Моя взрослая жизнь превратилась в выживание. Я не умела формировать и поддерживать отношения. Я порывала со всеми мужчинами, с которыми встречалась, съезжала от соседей по комнате, увольнялась с работы, когда начинались трения с начальством. От семьи я подсознательно держалась подальше. Из-за борьбы с лишним весом у меня развилась булимия. Я стала встречаться с человеком, противоположным тому, которого одобрила бы для меня мама, и в знак «независимого мышления» начала курить и выпивать.

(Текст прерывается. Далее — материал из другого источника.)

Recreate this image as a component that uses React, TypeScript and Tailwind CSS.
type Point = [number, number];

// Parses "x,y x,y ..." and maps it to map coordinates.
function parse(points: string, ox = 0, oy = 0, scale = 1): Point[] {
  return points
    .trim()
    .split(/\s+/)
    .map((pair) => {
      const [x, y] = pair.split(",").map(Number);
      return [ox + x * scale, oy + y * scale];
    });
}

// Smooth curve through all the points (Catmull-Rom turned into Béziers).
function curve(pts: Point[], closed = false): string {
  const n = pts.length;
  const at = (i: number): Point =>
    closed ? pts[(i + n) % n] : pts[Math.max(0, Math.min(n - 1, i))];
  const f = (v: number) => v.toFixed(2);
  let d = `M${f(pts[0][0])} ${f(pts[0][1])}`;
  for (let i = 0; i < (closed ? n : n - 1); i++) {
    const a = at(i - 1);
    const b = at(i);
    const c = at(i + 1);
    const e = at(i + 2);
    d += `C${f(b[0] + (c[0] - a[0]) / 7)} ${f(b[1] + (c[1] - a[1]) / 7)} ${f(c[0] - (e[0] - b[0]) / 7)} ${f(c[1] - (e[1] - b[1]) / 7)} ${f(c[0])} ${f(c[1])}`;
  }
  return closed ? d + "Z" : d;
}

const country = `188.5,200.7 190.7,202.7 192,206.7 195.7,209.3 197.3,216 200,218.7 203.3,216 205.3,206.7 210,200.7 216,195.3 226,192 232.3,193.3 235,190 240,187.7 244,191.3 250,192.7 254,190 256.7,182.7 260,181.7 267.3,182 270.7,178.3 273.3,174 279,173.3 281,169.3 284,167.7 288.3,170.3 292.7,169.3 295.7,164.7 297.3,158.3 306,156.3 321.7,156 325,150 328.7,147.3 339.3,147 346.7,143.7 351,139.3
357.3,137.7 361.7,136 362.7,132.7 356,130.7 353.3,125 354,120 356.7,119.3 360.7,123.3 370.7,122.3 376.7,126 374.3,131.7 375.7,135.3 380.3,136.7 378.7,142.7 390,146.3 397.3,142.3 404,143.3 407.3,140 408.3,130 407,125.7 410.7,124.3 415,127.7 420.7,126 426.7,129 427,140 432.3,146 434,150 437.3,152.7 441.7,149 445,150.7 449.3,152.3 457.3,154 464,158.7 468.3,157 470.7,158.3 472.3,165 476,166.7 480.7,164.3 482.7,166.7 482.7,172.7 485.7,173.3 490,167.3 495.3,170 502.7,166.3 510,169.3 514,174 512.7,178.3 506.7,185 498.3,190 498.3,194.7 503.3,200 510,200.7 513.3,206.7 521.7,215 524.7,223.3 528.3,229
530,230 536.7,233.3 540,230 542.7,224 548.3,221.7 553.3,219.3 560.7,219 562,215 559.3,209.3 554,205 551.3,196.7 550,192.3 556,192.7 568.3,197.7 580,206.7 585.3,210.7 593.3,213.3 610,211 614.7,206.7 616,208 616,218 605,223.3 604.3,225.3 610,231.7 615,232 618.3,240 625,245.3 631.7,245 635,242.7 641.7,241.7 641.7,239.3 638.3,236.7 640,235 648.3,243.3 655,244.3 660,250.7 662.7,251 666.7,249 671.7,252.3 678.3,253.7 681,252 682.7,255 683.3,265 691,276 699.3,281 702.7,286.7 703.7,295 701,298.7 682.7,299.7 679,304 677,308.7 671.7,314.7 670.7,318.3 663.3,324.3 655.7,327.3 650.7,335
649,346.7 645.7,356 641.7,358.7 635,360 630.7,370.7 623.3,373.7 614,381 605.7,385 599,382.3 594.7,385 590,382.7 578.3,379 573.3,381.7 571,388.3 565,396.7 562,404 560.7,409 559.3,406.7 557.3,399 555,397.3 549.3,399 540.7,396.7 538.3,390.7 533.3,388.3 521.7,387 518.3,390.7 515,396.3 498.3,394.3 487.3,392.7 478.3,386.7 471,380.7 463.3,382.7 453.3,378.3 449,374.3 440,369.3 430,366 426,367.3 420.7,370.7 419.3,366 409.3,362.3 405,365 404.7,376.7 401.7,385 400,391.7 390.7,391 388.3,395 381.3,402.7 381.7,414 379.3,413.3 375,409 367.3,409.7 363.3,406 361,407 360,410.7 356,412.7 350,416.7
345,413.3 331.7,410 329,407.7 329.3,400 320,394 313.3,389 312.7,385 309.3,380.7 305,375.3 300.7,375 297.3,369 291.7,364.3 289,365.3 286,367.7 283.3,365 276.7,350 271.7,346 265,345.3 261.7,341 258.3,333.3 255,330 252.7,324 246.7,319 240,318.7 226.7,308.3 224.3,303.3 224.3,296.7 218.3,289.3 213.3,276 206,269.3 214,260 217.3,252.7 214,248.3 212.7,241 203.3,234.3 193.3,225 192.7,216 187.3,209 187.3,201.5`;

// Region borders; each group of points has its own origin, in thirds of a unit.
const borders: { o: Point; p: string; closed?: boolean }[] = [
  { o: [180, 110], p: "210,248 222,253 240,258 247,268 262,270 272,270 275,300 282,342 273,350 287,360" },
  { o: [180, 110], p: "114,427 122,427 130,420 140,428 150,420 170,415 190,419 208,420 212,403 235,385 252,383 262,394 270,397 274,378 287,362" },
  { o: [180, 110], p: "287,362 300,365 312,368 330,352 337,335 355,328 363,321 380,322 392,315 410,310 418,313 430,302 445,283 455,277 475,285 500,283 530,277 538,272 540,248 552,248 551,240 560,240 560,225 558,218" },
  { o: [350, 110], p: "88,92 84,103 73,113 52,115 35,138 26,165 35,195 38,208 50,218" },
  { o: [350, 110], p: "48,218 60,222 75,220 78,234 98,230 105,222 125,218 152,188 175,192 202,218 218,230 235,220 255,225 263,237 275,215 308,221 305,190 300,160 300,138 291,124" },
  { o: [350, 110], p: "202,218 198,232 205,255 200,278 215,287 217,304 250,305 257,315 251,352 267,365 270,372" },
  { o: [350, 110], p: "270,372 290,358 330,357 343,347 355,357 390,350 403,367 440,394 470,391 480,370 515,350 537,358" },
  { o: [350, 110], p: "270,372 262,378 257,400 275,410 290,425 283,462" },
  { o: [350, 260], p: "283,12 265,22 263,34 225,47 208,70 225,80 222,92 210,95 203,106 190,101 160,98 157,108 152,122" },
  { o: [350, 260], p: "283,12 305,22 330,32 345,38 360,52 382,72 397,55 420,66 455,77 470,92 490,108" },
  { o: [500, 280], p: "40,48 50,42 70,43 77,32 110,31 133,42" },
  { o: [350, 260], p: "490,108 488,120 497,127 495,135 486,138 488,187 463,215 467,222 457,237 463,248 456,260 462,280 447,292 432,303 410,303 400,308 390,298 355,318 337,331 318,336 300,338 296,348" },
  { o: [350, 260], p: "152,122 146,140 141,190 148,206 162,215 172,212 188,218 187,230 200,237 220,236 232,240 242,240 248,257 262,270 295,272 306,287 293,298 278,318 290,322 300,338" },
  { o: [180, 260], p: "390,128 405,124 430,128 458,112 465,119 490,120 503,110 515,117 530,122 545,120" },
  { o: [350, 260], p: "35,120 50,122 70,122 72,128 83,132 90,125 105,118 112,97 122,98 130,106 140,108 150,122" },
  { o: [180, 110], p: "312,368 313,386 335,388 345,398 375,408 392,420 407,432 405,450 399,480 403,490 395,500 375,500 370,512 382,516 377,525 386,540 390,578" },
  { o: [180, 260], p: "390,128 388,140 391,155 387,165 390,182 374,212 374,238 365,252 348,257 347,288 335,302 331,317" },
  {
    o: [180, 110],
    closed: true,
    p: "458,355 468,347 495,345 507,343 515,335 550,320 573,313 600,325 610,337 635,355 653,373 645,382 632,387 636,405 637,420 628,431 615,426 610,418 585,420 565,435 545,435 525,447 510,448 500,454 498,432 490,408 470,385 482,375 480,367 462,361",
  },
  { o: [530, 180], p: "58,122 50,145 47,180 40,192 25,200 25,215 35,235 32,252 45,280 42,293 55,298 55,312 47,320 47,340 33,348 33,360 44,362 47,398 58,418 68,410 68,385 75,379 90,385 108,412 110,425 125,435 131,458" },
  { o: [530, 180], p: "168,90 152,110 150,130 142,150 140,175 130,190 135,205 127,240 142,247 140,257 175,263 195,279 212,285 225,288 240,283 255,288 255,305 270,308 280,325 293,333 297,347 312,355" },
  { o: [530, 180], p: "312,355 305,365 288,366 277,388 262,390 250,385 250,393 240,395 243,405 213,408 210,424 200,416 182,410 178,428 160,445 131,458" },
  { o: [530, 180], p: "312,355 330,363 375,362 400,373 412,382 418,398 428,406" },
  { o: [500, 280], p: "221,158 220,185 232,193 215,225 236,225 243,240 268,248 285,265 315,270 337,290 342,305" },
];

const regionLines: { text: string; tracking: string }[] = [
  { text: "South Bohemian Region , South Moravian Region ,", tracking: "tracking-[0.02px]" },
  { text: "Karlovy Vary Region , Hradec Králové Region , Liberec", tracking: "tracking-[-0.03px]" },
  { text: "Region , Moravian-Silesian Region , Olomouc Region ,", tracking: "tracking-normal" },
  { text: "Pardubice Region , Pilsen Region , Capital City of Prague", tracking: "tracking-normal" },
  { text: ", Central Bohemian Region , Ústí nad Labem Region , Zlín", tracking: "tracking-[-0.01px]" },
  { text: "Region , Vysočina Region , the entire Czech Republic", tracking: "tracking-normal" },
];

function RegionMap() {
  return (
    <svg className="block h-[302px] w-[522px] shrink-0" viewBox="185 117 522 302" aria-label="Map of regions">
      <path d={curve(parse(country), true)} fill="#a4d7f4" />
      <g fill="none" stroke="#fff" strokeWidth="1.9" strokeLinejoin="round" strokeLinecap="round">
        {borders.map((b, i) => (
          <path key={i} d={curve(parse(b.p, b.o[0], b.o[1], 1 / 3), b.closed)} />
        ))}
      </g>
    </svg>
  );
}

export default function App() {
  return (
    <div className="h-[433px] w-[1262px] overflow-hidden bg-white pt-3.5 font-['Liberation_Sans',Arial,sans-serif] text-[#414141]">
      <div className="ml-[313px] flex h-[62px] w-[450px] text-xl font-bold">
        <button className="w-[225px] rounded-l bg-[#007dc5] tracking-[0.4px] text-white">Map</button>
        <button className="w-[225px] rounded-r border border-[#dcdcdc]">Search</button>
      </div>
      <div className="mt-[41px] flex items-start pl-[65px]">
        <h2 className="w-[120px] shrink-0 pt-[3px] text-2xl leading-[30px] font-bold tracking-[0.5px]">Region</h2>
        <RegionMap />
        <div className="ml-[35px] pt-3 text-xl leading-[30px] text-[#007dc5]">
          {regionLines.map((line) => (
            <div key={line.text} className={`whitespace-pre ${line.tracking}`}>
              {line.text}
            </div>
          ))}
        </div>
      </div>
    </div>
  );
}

Я страдала от хронической депрессии, изоляции, компульсивного переедания и диет. Я хотела показать другим, что у меня все в порядке, что мне ничего ни от кого не нужно, но внутри я нуждалась настолько, что всякий раз, когда у меня все же появлялся друг, я ожидала воплощения желаний от одного этого человека.
В «Анонимные обжоры» (Overeaters Anonymous) я пришла 3,5 года назад, чувствуя себя разбитой после цикла запойного переедания и прочисток желудка. Теперь я уже год не злоупотребляю едой. Я начала посещать психотерапевтическую группу взрослых детей алкоголиков: мне кажется, она мне подходит так же хорошо, как «Анонимные обжоры». Эти люди прямо как я, а я очень похожа на них. Однако я быстро осознала, что работа над выздоровлением очень болезненная. Психотерапия в этой группе началась больше года назад, и я посещаю занятия еженедельно.

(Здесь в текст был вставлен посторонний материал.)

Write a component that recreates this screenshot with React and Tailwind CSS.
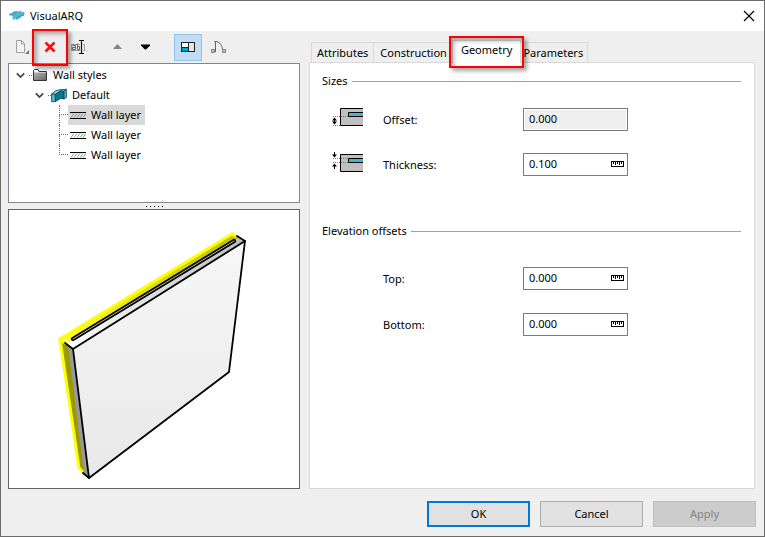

Шесть месяцев я не чувствовала никаких эмоций — по крайней мере, я не могла их определить, — но я наблюдала за другими членами нашей группы. Они испытывали различные чувства по поводу текущих проблем, а также определяли и вновь переживали события из прошлого, слишком болезненные, чтобы почувствовать их раньше.

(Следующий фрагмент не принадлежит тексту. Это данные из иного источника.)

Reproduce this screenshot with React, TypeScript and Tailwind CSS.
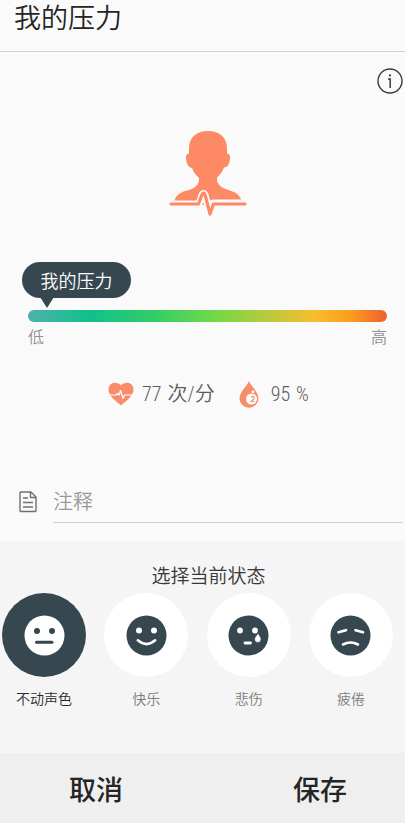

Мне захотелось рискнуть и раскрыться перед этими людьми. Во многом мной двигало желание продолжать воздерживаться от переедания. У меня начало появляться чувство коллектива как безопасной семьи, в которой можно развиваться и испытывать то, чего я не получала в настоящей семье. Хотя я боялась и не чувствовала себя достойной их времени и безраздельного внимания, мне удалось искренне поделиться некоторыми вещами. Постепенно благодаря реальным, честным взаимодействиям в группе и за ее пределами моя самооценка начала укрепляться. Я была готова признать, что у меня есть чувства, дать им определения и наконец выразить их, чтобы ощутить исцеление. Я отказалась от деструктивных паттернов в отношениях и в самовосприятии. Я увидела неотъемлемую ценность самого моего существования. Я рассказывала о том, каково расти в семье, где ты чувствуешь себя невидимкой, и правда о прошлом — таком, как я его воспринимала, — освобождала меня. Практика быть честной с собой стала центральным элементом выздоровления, хотя это далось мне непросто, учитывая, что я пришла на психотерапию без чувства собственного «Я». Я обнаружила: требуется время, чтобы получить даже слабый намек на то, что я имею право на саму себя. Чтобы создать здоровое «Я», мне пришлось день за днем смотреть в глаза своим чувствам при поддержке АО и групповой психотерапии.